Ho ricevuto visite strane: nella Terra di Mezzo l’aria sembra meno inquinata, ma di fronte a certi anniversari, l’inquinamento percepito è di altro genere. Ho fatto finta di non capire, diciamo e i due se ne sono andati. Lo ammetto: l’ho trovato divertente. Quando l’ottusità pervade la quotidianità è più facile trovare motivazioni. Ma a dire il vero nella mia personale borsa di cause e spiegazioni, la mano cominciava a girare a vuoto. Ne erano rimaste poche, le migliori o le peggiori, a seconda di cosa la faccia dica ogni mattina.
Poi invece,
per fortuna: Pamuk mi ha regalato altre cose speciali. Ormai di
fronte a lui mi trovo come un bambino che guarda rapito per la prima
volta i giochi che fa il fuoco: mi sento attratto e ne ho paura. Come
capita quando si è su una nave, o in cima a un dirupo:
andarsene, sennò c’è il rischio di buttarsi, di volere
perdersi in quel burrone. C’è poi da capire se il tuffo
possa essere una fuga o una curiosità impellente e quasi
naturale. Pamuk è la nave e il mare insieme, ma non solo. Si
diceva del colore del grano. Ne ho trovata un’altra di mirabolante
forma di legame: il cristallo della neve.
Neve,
appunto, di Pamuk è un libro che mi ha lasciato senza
fiato (per altro lo scrittore è di nuovo sotto processo
per avere detto che i turchi hanno massacrato kurdi e armeni, dopo che un suo amico scrittore, che aveva detto le stesse cose, ma non aveva vinto il Nobel, lo hanno seccato per strada…mentre
comunque sale la voglia di Caucaso, insomma purché non sia Europa!) Si
dice ci sia un tempo per ogni libro, o almeno lo diceva Pennac e
tendevo a fidarmi di lui, quando lo disse. Neve l’ho preso in mano
e l’ho lasciato lì, stanco. Ne venivo da Il Mio Nome è
Rosso, ma lì c’erano omicidi, misteri, rincorse. Poi avevo
letto qualche libro di genere, un paio di romanzetti e mi ero
abituato a una scrittura semplice e rapida.
In
Neve è diverso: le prime pagine mi hanno buttato con il
culo per terra. L’ho riattaccato qualche tempo dopo, un paio di
settimane fa, ed è stata tutt’altra musica. E mentre leggevo mi
sembrava di essere in mezzo a uomini senza qualità, montagne
incantate, dolori di giovani e meno giovani. Un classico, un insieme di letture diverse, toni, livelli. Una struttura dura europea e straordinariamente bizantina insieme. Archetipi e il mistero dei misteri, la vita, le
relazioni, i desideri, la fede, la politica. Il tutto in un non
luogo, in cui ciascuno di noi credo abbia la sensazione di vivere in
modo permanente. E hai voglia a elogiare il divenire minoritario, eppure. In
Neve l’abisso del senso delle cose, della ricerca affannosa di
una strada, di un pertugio, una traiettoria micidiale, diventa un
pozzo di mistero, avvolto da pareti lisce, senza alcun appiglio.

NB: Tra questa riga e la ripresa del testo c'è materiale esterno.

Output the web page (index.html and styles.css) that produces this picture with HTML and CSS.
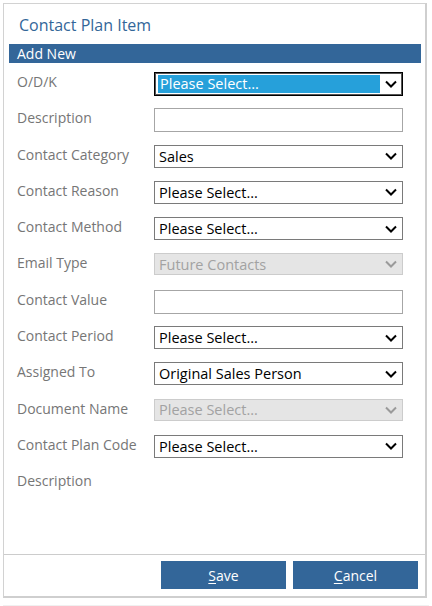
FILE: index.html
```html
<!DOCTYPE html>
<html>
<head>
<meta charset="utf-8">
<link rel="stylesheet" href="styles.css">
</head>
<body>
<div class="frame">
  <div class="title">Contact Plan Item</div>
  <div class="bar">Add New</div>
  <div class="form">
    <div class="row">
      <div class="label">O/D/K</div>
      <div class="select focused"><span class="hl">Please Select...</span><svg class="chev" width="12" height="8" viewBox="0 0 12 8"><path d="M1 1.5 L6 6.5 L11 1.5" fill="none" stroke="#000" stroke-width="2"/></svg></div>
    </div>
    <div class="row">
      <div class="label">Description</div>
      <div class="input"></div>
    </div>
    <div class="row">
      <div class="label">Contact Category</div>
      <div class="select"><span>Sales</span><svg class="chev" width="12" height="8" viewBox="0 0 12 8"><path d="M1 1.5 L6 6.5 L11 1.5" fill="none" stroke="#000" stroke-width="2"/></svg></div>
    </div>
    <div class="row">
      <div class="label">Contact Reason</div>
      <div class="select"><span>Please Select...</span><svg class="chev" width="12" height="8" viewBox="0 0 12 8"><path d="M1 1.5 L6 6.5 L11 1.5" fill="none" stroke="#000" stroke-width="2"/></svg></div>
    </div>
    <div class="row">
      <div class="label">Contact Method</div>
      <div class="select"><span>Please Select...</span><svg class="chev" width="12" height="8" viewBox="0 0 12 8"><path d="M1 1.5 L6 6.5 L11 1.5" fill="none" stroke="#000" stroke-width="2"/></svg></div>
    </div>
    <div class="row">
      <div class="label">Email Type</div>
      <div class="select disabled"><span>Future Contacts</span><svg class="chev" width="12" height="8" viewBox="0 0 12 8"><path d="M1 1.5 L6 6.5 L11 1.5" fill="none" stroke="#9a9a9a" stroke-width="2"/></svg></div>
    </div>
    <div class="row">
      <div class="label">Contact Value</div>
      <div class="input"></div>
    </div>
    <div class="row">
      <div class="label">Contact Period</div>
      <div class="select"><span>Please Select...</span><svg class="chev" width="12" height="8" viewBox="0 0 12 8"><path d="M1 1.5 L6 6.5 L11 1.5" fill="none" stroke="#000" stroke-width="2"/></svg></div>
    </div>
    <div class="row">
      <div class="label">Assigned To</div>
      <div class="select"><span>Original Sales Person</span><svg class="chev" width="12" height="8" viewBox="0 0 12 8"><path d="M1 1.5 L6 6.5 L11 1.5" fill="none" stroke="#000" stroke-width="2"/></svg></div>
    </div>
    <div class="row">
      <div class="label">Document Name</div>
      <div class="select disabled"><span>Please Select...</span><svg class="chev" width="12" height="8" viewBox="0 0 12 8"><path d="M1 1.5 L6 6.5 L11 1.5" fill="none" stroke="#9a9a9a" stroke-width="2"/></svg></div>
    </div>
    <div class="row">
      <div class="label">Contact Plan Code</div>
      <div class="select"><span>Please Select...</span><svg class="chev" width="12" height="8" viewBox="0 0 12 8"><path d="M1 1.5 L6 6.5 L11 1.5" fill="none" stroke="#000" stroke-width="2"/></svg></div>
    </div>
    <div class="row">
      <div class="label">Description</div>
    </div>
  </div>
  <div class="footer">
    <button class="btn"><u>S</u>ave</button>
    <button class="btn"><u>C</u>ancel</button>
  </div>
</div>
<div class="pageline"></div>
</body>
</html>
```

FILE: styles.css
```css
* { box-sizing: border-box; }
html, body { margin: 0; padding: 0; background: #fff; }
body {
  font-family: "Open Sans", "Noto Sans", sans-serif;
  font-size: 14px;
  padding: 3px 0 0 3px;
}
.frame {
  width: 424px;
  height: 595px;
  border: 1px solid #d2d2d2;
  border-right: 2px solid #cfcfcf;
  border-bottom: 2px solid #cfcfcf;
  display: flex;
  flex-direction: column;
}
.title {
  color: #336699;
  font-size: 16px;
  height: 40px;
  padding: 11px 0 0 15px;
  line-height: 20px;
}
.bar {
  background: #336699;
  color: #fff;
  margin: 0 4px 0 5px;
  height: 19px;
  line-height: 19px;
  padding-left: 8px;
  font-size: 14px;
}
.form {
  flex: 1;
  padding: 9px 0 0 13px;
}
.row {
  display: flex;
  height: 36.3px;
  align-items: flex-start;
}
.label {
  width: 137px;
  color: #767676;
  line-height: 20px;
  margin-top: 0;
}
.select, .input {
  width: 249px;
  height: 23px;
  border: 1px solid #7a7a7a;
  display: flex;
  align-items: center;
  justify-content: space-between;
  padding: 0 4px 0 4px;
  color: #000;
  font-size: 14.5px;
  position: relative;
}
.input {
  height: 24px;
  border-color: #a6a6a6;
}
.select.focused {
  height: 24px;
  border: 1px solid #000;
  box-shadow: inset 0 0 0 1px #555;
  padding: 0 4px 0 3px;
}
.select.focused .hl {
  background: #26a0da;
  color: #fff;
  width: 222px;
  height: 18px;
  line-height: 18px;
  padding-left: 2px;
}
.select.disabled {
  background: #e5e5e5;
  border-color: #cccccc;
  color: #a2a2a2;
  height: 22px;
}
.chev { flex: none; margin-right: 1px; }
.footer {
  height: 42px;
  border-top: 1px solid #cccccc;
  display: flex;
  justify-content: flex-end;
  align-items: flex-start;
  gap: 7px;
  padding: 6px 7px 0 0;
}
.btn {
  width: 125px;
  height: 28px;
  background: #336699;
  color: #fff;
  border: none;
  font-family: "Open Sans", "Noto Sans", sans-serif;
  font-size: 14px;
  padding: 0;
}
.btn u { text-decoration-thickness: 1px; text-underline-offset: 2px; }
.pageline {
  height: 1px;
  background: #f0f0f0;
  margin-top: 7px;
  width: 426px;
}
```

Oguno dà le proprie risposte e le proprie soluzioni, solo a se
stesso, quelle più vere. Pamuk sembra raccoglierle tutte, in
uno strambo processo di discesa e risalita e ancora discesa. Come un
ammasso di strade asfaltate di sentimenti e incroci premurosi, in cui
non sembra esserci altra soluzione se non quella di perdersi. E solo
dopo vedere, dove ci hanno catapultato quegli astrusi giochi di
scelte e rinunce.
Restaci
tu qui
soffrirò di nostalgia
ma devo uscire fuori da
qui
Io devo io devo io devo io devo
e come dicevi tu
tornerai qui
solo quando avrai bruciato tutto
solo allora
sì.
ahah, si sente perfino qui in yunnan che la presenza di uniformi e’ piu’ o meno triplicata. Chissa’ lassu’ com’e’.
Ciao Simo,blog interessante il tuo,l’ho scoperto da poco.
Oggi il mio toro e’retrocesso di certo non per colpa del Genoa ma per colpa di una stagione giocata male e gestita peggio(dirigenza del tutto insufficiente).
Non la volevo piu’vedere sta’serie B del cazzo e invece me la devo sorbire per un altro anno(se va bene)…Saluti da un altro pechinese.